柳原弁護士は冒頭で「今年7月に安倍政権が集団的自衛権の行使容認を認めたことにより、日本が戦争への道に進むのではないか…懸念されている。しかし、少なくとも福島は既に戦争状態にある。原発事故による放射能の被曝によって、目に見えない過酷な戦火の中に福島の子ども達は閉じ込められ、命の危機にさらされているからだ。」と述べた。
そして、福島県発表によると、3月21日現在、小児甲状腺癌に関して悪性または悪性の疑いを持つ子どもが89名にものぼったと指摘した上で、次のように述べた。
「チェルノブイリ事故後のベラルーシの小児甲状腺癌が11名だったのと比較すると、40倍も発症している。福島の子どもの人口がベラルーシの5分の1だからだ」と述べた上で、「福島県でも西部地区は原発により近い地区に比べ、甲状腺癌を発症している子どもが4分の1から5分の1と低い」と主張し、精密な検査をしたために甲状腺癌が多くみつかったという説が破綻していると指摘した。そして、国や福島県がとった安全対策が違法であることを司法ではっきりさせるために提訴するという。

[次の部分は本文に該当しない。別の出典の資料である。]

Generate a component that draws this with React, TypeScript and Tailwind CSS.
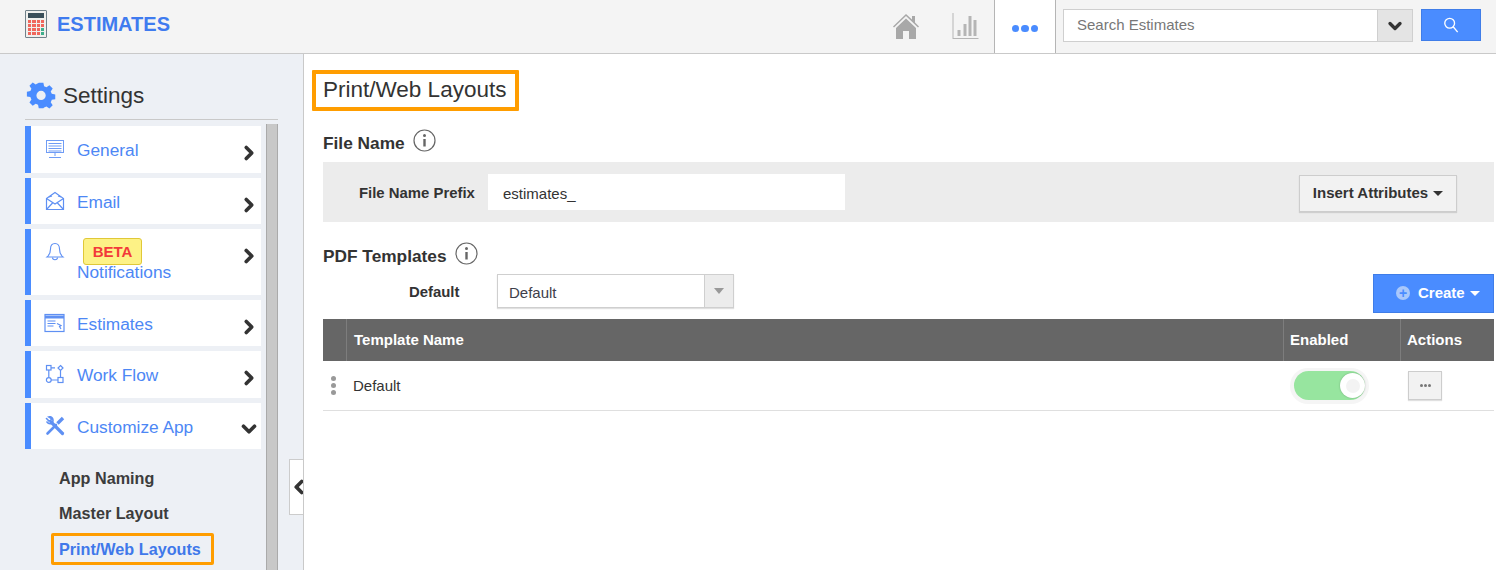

また、「見えない戦火の中に生きる子ども達を救おうとしない日本政府の非人道的な行為は、国内だけでなく国際法上も正しい裁きを受けるべきなので、『人道に対する重大な罪』で国際司法裁判所への告発も準備している」と付け加えた長谷川克己さんは「子どもの親として、この時代に生きる大人として、真実を明らかにし、今からでも行える最善の措置を施していくことが私の責任だ」と原告に名を連ねる理由を説明した。